##### Exercise material #####

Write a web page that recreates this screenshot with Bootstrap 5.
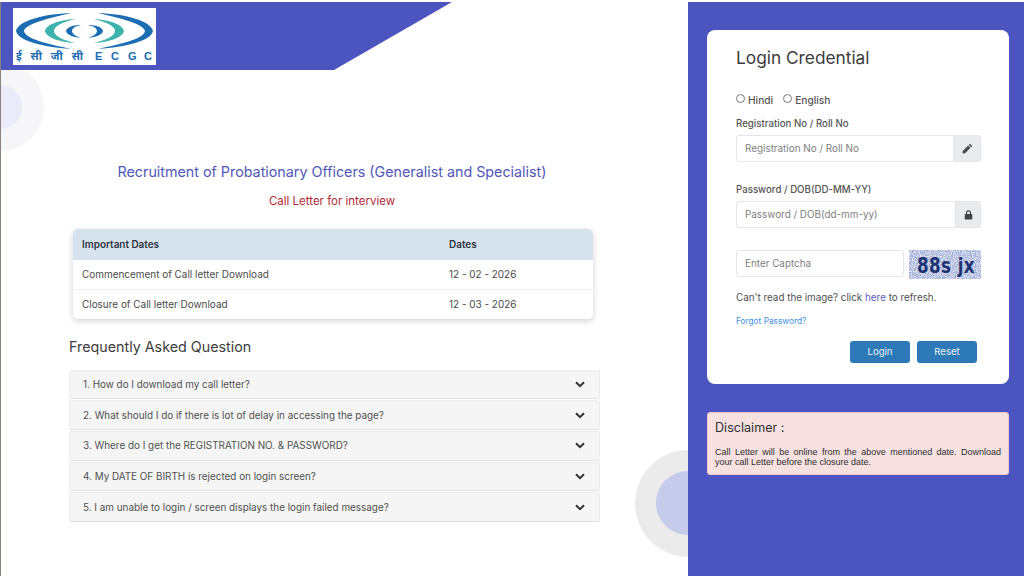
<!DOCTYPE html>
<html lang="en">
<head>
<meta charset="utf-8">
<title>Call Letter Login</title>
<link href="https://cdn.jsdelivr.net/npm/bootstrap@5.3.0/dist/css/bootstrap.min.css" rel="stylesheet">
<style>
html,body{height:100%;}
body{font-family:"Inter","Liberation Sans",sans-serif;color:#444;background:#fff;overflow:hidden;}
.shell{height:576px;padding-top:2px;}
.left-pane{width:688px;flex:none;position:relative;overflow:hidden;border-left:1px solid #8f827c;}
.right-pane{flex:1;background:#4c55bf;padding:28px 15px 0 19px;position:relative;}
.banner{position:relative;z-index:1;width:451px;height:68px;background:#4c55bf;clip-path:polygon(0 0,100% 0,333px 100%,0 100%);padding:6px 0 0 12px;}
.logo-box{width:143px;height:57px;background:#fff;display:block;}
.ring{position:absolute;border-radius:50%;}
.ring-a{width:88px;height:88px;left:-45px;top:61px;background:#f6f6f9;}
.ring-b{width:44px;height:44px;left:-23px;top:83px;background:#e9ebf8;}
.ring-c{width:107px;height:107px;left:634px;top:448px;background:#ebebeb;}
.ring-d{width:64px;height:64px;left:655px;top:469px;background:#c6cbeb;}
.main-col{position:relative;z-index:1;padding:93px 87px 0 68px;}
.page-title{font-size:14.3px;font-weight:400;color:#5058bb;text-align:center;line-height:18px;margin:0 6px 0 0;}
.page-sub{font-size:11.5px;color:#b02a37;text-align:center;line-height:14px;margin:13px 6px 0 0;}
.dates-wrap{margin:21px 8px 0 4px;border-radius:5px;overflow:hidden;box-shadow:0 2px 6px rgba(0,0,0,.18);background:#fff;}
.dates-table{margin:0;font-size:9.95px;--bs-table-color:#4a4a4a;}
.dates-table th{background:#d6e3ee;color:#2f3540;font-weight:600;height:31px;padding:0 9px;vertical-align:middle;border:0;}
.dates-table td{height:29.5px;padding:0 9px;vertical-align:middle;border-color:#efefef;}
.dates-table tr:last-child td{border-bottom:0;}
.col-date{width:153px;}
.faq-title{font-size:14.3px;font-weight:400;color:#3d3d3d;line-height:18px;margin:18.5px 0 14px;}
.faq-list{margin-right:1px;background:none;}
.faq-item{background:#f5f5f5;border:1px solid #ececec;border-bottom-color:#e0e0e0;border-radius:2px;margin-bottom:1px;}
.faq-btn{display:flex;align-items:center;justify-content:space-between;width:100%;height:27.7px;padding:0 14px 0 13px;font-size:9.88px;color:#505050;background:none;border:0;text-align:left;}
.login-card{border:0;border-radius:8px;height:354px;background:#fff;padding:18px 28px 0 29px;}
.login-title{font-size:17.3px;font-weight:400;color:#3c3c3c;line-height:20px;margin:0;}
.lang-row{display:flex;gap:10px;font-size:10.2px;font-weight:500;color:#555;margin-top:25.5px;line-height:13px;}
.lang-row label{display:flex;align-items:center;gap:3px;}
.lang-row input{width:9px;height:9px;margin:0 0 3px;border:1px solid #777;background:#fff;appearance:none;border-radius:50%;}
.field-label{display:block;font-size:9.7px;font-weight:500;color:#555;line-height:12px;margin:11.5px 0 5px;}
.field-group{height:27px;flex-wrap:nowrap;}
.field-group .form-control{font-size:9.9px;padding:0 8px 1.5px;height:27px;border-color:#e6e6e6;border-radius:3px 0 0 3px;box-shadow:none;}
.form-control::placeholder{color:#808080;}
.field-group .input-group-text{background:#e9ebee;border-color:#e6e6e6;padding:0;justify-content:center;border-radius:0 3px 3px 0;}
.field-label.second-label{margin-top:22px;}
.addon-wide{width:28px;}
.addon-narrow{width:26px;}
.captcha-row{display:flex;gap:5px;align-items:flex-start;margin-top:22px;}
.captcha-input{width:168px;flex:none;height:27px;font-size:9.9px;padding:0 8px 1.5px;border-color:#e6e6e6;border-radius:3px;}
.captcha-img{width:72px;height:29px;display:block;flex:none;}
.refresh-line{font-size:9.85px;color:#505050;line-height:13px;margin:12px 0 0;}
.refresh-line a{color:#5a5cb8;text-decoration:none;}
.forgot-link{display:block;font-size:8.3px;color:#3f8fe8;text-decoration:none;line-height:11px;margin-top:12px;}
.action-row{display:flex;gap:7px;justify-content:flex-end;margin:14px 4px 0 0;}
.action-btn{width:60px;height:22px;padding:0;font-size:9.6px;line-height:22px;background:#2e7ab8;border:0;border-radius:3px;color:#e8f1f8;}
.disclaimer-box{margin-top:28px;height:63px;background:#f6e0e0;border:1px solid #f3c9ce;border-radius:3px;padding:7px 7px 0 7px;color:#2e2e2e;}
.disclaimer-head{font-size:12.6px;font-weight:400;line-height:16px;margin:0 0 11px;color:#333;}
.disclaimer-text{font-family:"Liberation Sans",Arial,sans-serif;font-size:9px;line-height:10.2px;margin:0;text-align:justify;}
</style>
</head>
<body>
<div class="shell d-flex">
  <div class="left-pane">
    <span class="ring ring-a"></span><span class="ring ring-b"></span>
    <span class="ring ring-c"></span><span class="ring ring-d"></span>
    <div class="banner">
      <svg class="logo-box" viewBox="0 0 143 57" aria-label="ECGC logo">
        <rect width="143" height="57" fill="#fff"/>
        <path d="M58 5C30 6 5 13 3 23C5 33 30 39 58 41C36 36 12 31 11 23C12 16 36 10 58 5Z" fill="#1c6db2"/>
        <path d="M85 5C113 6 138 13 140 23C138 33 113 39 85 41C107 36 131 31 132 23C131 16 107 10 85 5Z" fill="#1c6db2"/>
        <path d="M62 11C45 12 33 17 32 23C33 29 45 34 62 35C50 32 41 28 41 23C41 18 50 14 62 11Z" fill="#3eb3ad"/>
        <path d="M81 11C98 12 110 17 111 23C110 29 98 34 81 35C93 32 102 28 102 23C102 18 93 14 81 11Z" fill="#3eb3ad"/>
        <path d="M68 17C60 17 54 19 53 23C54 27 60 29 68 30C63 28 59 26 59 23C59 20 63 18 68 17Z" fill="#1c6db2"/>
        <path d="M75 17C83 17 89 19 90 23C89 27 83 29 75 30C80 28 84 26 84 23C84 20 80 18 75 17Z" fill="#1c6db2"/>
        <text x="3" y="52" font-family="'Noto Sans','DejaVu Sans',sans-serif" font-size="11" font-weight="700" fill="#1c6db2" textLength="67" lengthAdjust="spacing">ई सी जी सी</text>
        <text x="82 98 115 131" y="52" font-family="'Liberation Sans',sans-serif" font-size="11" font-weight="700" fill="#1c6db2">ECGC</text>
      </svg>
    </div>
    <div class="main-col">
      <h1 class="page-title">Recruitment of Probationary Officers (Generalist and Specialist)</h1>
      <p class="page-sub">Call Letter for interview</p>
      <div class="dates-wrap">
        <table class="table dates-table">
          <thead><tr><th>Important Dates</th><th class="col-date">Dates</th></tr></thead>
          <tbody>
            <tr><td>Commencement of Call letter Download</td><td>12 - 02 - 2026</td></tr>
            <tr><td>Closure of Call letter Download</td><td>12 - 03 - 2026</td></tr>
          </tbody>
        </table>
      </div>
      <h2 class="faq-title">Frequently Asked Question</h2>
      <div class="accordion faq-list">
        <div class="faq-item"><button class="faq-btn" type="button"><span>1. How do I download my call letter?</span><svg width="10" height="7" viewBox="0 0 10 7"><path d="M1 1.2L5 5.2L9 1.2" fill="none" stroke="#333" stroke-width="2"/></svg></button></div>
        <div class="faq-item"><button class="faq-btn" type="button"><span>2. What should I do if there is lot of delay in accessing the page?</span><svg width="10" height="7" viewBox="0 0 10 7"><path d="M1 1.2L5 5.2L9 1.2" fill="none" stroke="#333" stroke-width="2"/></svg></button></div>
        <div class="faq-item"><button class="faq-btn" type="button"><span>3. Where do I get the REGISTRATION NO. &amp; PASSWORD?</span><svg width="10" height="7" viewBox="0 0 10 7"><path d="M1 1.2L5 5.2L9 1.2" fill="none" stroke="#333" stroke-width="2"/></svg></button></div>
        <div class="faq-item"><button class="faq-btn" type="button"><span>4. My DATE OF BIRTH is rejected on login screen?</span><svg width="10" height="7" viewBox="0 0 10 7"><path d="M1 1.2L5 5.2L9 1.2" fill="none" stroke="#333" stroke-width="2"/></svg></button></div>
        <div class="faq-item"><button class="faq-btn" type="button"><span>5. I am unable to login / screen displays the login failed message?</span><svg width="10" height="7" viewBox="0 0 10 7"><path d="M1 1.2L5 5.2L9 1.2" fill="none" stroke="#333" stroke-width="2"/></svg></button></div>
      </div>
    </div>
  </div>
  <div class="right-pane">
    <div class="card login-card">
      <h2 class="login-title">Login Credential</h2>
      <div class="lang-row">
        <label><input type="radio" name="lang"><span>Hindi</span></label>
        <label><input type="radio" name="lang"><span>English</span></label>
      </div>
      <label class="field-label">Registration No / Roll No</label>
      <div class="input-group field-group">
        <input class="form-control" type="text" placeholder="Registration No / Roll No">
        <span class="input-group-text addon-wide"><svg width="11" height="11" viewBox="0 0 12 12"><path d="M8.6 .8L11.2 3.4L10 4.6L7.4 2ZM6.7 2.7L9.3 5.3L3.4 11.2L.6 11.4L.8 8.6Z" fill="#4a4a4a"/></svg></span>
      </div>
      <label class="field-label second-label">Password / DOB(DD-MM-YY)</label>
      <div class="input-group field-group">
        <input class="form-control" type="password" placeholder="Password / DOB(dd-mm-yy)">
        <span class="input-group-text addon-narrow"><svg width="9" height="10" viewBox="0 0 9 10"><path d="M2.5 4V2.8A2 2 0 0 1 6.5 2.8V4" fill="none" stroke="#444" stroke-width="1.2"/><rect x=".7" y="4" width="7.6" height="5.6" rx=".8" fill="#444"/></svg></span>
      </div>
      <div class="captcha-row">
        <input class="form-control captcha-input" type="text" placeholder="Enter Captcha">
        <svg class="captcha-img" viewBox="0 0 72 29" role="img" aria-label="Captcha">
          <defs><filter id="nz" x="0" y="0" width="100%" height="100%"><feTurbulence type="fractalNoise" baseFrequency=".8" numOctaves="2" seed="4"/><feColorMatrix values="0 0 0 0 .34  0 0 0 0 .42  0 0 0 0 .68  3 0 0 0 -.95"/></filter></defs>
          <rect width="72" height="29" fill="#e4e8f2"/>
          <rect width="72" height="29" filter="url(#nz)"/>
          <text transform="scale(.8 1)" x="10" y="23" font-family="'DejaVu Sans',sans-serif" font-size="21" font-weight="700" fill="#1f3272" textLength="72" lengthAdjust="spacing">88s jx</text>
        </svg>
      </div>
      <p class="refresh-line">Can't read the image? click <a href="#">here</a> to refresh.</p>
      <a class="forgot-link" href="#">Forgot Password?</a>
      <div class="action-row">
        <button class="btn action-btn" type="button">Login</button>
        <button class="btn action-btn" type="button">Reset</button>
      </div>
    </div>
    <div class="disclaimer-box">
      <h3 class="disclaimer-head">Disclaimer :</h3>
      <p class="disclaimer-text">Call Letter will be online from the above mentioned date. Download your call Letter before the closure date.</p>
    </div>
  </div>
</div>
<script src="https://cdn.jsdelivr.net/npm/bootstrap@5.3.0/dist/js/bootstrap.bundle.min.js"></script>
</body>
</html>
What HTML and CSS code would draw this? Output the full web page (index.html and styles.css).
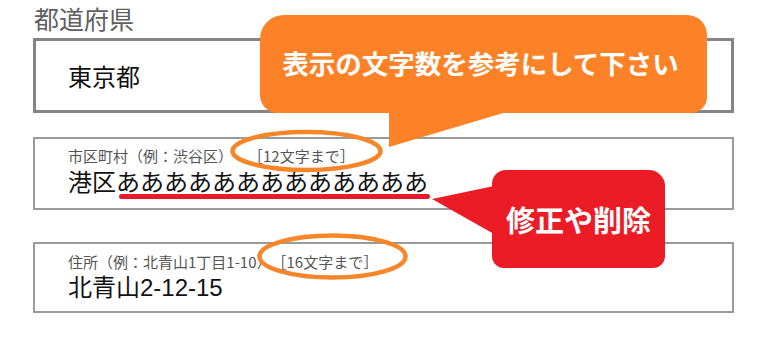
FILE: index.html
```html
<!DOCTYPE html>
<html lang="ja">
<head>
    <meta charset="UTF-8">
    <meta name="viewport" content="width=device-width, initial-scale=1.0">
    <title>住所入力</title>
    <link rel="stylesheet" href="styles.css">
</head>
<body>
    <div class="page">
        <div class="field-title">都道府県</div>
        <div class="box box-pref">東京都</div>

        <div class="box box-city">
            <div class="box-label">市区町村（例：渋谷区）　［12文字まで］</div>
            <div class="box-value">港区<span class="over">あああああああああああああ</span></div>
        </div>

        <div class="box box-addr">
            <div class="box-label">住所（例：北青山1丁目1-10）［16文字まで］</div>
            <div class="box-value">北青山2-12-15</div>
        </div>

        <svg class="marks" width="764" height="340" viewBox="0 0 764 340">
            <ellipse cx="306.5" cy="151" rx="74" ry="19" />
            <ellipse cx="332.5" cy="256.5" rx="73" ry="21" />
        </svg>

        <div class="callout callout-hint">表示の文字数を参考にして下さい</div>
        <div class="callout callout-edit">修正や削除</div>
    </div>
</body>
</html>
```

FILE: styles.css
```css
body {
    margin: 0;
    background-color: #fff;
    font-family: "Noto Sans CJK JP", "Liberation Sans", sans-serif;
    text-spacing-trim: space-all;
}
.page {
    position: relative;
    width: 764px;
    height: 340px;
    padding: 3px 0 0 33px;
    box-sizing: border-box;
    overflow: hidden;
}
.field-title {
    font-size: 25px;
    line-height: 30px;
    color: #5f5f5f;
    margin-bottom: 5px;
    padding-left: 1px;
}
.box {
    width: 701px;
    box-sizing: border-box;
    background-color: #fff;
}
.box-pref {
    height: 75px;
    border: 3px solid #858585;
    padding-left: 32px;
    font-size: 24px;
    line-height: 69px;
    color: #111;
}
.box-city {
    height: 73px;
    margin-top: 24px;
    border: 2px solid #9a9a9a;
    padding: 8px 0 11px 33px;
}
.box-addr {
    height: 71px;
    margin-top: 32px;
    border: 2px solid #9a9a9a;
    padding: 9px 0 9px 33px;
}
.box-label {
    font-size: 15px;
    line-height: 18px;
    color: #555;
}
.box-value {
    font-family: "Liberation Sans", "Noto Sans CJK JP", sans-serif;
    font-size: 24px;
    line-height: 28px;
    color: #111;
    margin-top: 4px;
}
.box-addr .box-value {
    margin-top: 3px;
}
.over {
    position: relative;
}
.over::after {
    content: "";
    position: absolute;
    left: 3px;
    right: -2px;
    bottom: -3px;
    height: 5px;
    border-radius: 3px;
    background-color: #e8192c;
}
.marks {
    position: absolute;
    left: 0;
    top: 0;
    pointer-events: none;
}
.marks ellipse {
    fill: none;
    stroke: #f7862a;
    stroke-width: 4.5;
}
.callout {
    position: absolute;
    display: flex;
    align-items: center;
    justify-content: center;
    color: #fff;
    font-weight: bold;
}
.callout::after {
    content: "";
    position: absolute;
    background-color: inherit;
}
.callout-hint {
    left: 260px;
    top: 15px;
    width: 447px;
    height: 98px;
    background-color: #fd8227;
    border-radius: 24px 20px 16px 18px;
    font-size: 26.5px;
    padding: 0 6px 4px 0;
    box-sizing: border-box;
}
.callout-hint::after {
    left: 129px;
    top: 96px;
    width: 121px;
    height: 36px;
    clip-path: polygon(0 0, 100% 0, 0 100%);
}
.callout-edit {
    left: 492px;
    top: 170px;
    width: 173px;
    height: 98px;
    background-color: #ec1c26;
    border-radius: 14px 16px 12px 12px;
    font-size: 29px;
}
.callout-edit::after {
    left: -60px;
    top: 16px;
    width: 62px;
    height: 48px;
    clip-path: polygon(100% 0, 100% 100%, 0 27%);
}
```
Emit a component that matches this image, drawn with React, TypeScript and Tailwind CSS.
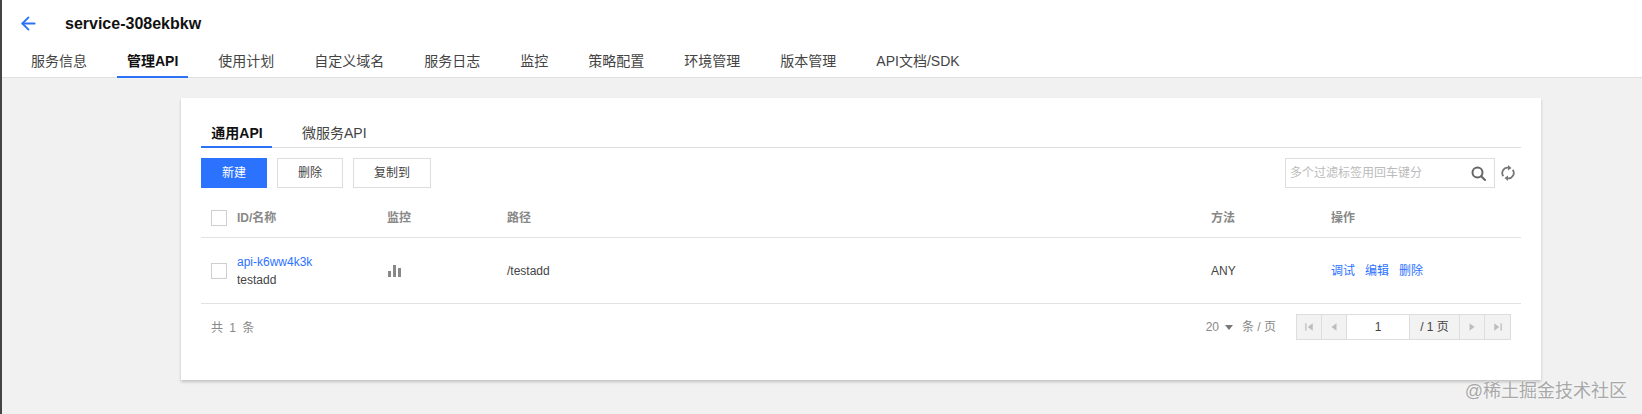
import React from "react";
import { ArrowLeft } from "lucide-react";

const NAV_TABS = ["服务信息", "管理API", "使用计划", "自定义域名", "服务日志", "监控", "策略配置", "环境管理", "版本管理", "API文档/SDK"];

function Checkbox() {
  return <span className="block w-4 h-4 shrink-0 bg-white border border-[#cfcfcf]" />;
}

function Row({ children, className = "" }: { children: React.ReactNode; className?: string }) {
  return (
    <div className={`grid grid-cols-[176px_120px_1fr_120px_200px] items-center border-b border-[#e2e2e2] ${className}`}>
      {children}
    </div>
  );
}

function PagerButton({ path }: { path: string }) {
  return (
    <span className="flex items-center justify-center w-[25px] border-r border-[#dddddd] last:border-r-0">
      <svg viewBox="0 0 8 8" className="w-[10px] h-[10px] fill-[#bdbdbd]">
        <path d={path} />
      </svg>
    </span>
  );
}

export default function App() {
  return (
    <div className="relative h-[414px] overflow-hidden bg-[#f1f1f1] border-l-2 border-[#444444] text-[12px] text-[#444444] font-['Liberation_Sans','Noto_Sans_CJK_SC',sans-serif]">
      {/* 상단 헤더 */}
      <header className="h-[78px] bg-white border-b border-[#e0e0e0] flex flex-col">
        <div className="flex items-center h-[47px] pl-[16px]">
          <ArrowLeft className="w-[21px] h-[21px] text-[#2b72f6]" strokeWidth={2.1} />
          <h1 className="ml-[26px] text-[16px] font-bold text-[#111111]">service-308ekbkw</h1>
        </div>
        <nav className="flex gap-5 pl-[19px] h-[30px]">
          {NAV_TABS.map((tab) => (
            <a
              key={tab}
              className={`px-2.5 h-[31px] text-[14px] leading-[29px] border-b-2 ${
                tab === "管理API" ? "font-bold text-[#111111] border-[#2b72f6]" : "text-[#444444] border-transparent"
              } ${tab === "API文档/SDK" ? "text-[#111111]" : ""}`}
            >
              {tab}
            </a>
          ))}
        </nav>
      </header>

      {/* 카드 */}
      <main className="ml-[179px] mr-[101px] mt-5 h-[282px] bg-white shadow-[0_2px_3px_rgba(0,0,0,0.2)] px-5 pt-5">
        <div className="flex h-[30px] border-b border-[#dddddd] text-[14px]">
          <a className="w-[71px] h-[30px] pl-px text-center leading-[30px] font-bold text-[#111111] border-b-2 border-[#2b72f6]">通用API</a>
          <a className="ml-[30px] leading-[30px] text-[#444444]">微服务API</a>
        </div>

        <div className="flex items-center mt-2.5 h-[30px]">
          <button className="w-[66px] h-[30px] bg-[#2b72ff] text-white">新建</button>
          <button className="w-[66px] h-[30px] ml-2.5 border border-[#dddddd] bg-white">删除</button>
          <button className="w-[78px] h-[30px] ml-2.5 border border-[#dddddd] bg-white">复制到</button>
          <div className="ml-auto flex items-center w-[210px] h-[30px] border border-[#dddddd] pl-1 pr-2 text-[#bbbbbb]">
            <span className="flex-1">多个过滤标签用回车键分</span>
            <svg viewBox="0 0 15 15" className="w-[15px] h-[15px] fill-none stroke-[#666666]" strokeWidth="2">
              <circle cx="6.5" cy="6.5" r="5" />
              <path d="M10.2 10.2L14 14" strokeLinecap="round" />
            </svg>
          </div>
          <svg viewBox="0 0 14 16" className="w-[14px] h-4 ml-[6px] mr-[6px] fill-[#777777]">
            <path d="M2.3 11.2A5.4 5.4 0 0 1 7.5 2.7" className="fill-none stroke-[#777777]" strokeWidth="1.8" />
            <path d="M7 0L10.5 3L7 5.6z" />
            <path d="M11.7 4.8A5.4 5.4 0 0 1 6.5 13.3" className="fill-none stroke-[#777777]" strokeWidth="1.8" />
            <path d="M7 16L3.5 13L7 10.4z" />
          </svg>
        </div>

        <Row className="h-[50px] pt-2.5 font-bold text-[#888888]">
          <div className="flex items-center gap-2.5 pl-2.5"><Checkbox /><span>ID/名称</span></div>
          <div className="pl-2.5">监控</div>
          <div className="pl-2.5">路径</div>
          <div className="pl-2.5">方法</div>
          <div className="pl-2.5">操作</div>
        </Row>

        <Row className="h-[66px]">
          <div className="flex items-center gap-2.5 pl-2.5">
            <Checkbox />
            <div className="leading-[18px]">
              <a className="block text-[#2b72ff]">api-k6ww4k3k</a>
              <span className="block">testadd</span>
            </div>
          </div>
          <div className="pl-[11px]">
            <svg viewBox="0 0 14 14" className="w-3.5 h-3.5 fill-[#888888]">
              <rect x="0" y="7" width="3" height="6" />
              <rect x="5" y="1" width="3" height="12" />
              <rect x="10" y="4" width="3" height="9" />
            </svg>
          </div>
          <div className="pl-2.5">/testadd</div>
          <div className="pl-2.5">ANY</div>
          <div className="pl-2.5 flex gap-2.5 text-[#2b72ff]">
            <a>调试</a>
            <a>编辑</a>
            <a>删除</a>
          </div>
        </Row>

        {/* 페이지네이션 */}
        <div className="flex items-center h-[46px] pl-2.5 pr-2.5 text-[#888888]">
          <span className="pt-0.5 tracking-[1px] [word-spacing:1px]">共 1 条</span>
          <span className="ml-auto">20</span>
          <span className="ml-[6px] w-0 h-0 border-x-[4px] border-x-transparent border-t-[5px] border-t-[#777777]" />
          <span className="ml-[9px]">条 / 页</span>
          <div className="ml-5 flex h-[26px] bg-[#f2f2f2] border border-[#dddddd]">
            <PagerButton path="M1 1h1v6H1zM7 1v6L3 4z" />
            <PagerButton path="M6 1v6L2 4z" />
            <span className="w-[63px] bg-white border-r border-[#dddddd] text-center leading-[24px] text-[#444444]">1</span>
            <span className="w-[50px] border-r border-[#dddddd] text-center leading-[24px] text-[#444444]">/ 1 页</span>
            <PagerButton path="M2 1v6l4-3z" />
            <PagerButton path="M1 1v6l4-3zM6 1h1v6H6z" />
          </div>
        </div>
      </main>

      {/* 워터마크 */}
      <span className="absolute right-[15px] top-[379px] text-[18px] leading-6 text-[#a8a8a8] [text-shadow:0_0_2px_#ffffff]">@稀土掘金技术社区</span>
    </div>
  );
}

#####

• [Do this] Identify lines with the string "that". Copy each one.

• [Exercise response]
Write a web page that recreates this screenshot with Bootstrap 5.
Emit a component that matches this image, drawn with React, TypeScript and Tailwind CSS.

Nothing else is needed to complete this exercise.